The ACCC is on the warpath. The target? Elite Publishing boss Andrew Clifford who is being hunted down amid accusations of “harassment and misrepresentation”.The Competition and Consumer Commission has instituted proceedings in the Federal Court against four publishing companies and their sole director Andrew Clifford.

The companies owned by Clifford – Melbourne and Queensland based Exclusive Media & Publishing, Elite Publishing Group, Wiltshire Publishers, Superior Publications – offered $500 ads in its community magazines, which were never distributed to readers.

Elite Group titles cover everything from promotional products, bedding, flooring and suppliers.

And to top it off, the magazines falsely conned businesses into signing up for paid ads, by faking an order posing as free subscription toe magazines.

“The ACCC alleges the companies never intended to and never did distribute 500 copies of any of their magazines as represented,” it said in a statement today.

“After the businesses signed and returned those documents, the publishing companies claimed that they had in fact agreed to buy advertising services, for which they demanded payment.”

Clifford’s media outlets also “used harassment, coercion and acted unconscionably” when pursuing those payments.

Dodgy conduct allegedly included threatening legal proceedings against the businesses if they did not pay or falsely claiming legal action had already commenced when in fact nothing could have been further from the truth.

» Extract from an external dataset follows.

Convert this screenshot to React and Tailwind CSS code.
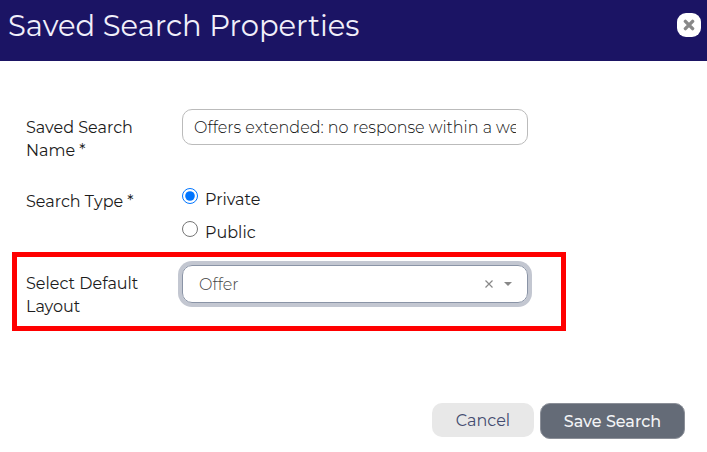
import { useState } from "react";

const Row = ({ label, htmlFor, children, className = "" }) => (
  <div className={`flex ${className}`}>
    <label htmlFor={htmlFor} className="w-[156px] shrink-0 pr-6 pt-[7px]">
      {label}
    </label>
    <div className="min-w-0 flex-1">{children}</div>
  </div>
);

export default function App() {
  const [name, setName] = useState("Offers extended: no response within a week");
  const [type, setType] = useState("private");
  const [layout, setLayout] = useState("Offer");

  return (
    <div className="min-h-screen bg-white font-['Montserrat',Inter,sans-serif] text-base leading-[23px] text-[#1c1c1c]">
      <header className="flex h-[61px] items-start justify-between bg-[#1b1464] pl-2 pr-[6px]">
        <h1 className="pt-2 text-[29px] leading-9 text-[#f1effa]">
          Saved Search Properties
        </h1>
        <button
          type="button"
          aria-label="Close"
          className="mt-[13px] flex size-6 items-center justify-center rounded-[9px] bg-white"
        >
          <svg viewBox="0 0 12 12" className="size-3" stroke="#888" strokeWidth="3.4" strokeLinecap="round">
            <path d="M2.4 2.4l7.2 7.2M9.6 2.4L2.4 9.6" />
          </svg>
        </button>
      </header>

      <form onSubmit={(e) => e.preventDefault()}>
        <div className="max-w-[578px] px-3 pt-12">
          {/* Name */}
          <Row label="Saved Search Name *" htmlFor="name" className="pl-[14px] pr-[38px]">
            <input
              id="name"
              type="text"
              value={name}
              onChange={(e) => setName(e.target.value)}
              className="block h-9 w-full rounded-[10px] border border-[#bbb] px-[11px] font-light text-[#111] outline-none"
            />
          </Row>

          {/* Type */}
          <fieldset className="mt-5 flex px-[14px]">
            <legend className="float-left w-[156px] shrink-0 pt-2">Search Type *</legend>
            <div className="flex flex-col gap-[10px] pt-[6px]">
              <label className="flex items-start gap-[7px]">
                <input
                  type="radio"
                  name="type"
                  checked={type === "private"}
                  onChange={() => setType("private")}
                  className="size-4 accent-[#0075ff]"
                />
                Private
              </label>
              <label className="flex items-start gap-[7px]">
                <input
                  type="radio"
                  name="type"
                  checked={type === "public"}
                  onChange={() => setType("public")}
                  className="size-4 accent-[#0075ff]"
                />
                Public
              </label>
            </div>
          </fieldset>

          {/* Layout */}
          <div className="mt-2 border-[5px] border-[#ff0000] py-2">
            <Row label="Select Default Layout" htmlFor="layout" className="pl-[9px] pr-[33px]">
              <div className="flex h-[38px] items-center rounded-[10px] border border-[#8a94a6] pl-4 pr-[15px] text-[#444] ring-4 ring-[#c3c7d1]">
                <select
                  id="layout"
                  value={layout}
                  onChange={(e) => setLayout(e.target.value)}
                  className="min-w-0 flex-1 appearance-none bg-transparent font-light outline-none"
                >
                  <option value=""></option>
                  <option>Offer</option>
                </select>
                <button type="button" aria-label="Clear layout" onClick={() => setLayout("")}>
                  <svg viewBox="0 0 8 8" className="size-2" stroke="#888" strokeWidth="1.2">
                    <path d="M.5.5l7 7M7.5.5l-7 7" />
                  </svg>
                </button>
                <svg viewBox="0 0 8 4" className="ml-[11px] h-1 w-2" fill="#888">
                  <path d="M0 0h8L4 4z" />
                </svg>
              </div>
            </Row>
          </div>
        </div>

        <footer className="flex items-start justify-end gap-[6px] pr-[22px] pt-[72px]">
          <button type="button" className="h-[34px] w-[102px] rounded-[10px] bg-[#e8e8e8] text-[#444c70]">
            Cancel
          </button>
          <button
            type="submit"
            className="h-9 w-[145px] rounded-[10px] border border-[#8b8f98] bg-[#646b77] font-medium text-[#f2f3f5]"
          >
            Save Search
          </button>
        </footer>
      </form>
    </div>
  );
}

The competition watchdog is seeking: declarations that the conduct of the companies contravened various sections of the Trade Practices Act 1974 and that Clifford was “knowingly concerned” in the contraventions and injunctions restraining him from engaging in similar conduct in the future.

 

Clifford will also have to cough up compensation and will be disqualifed from managing corporations, if the ACCC has its way.

The case it to be heard before Justice Dowsett at 9:30 A.M. on 18 October.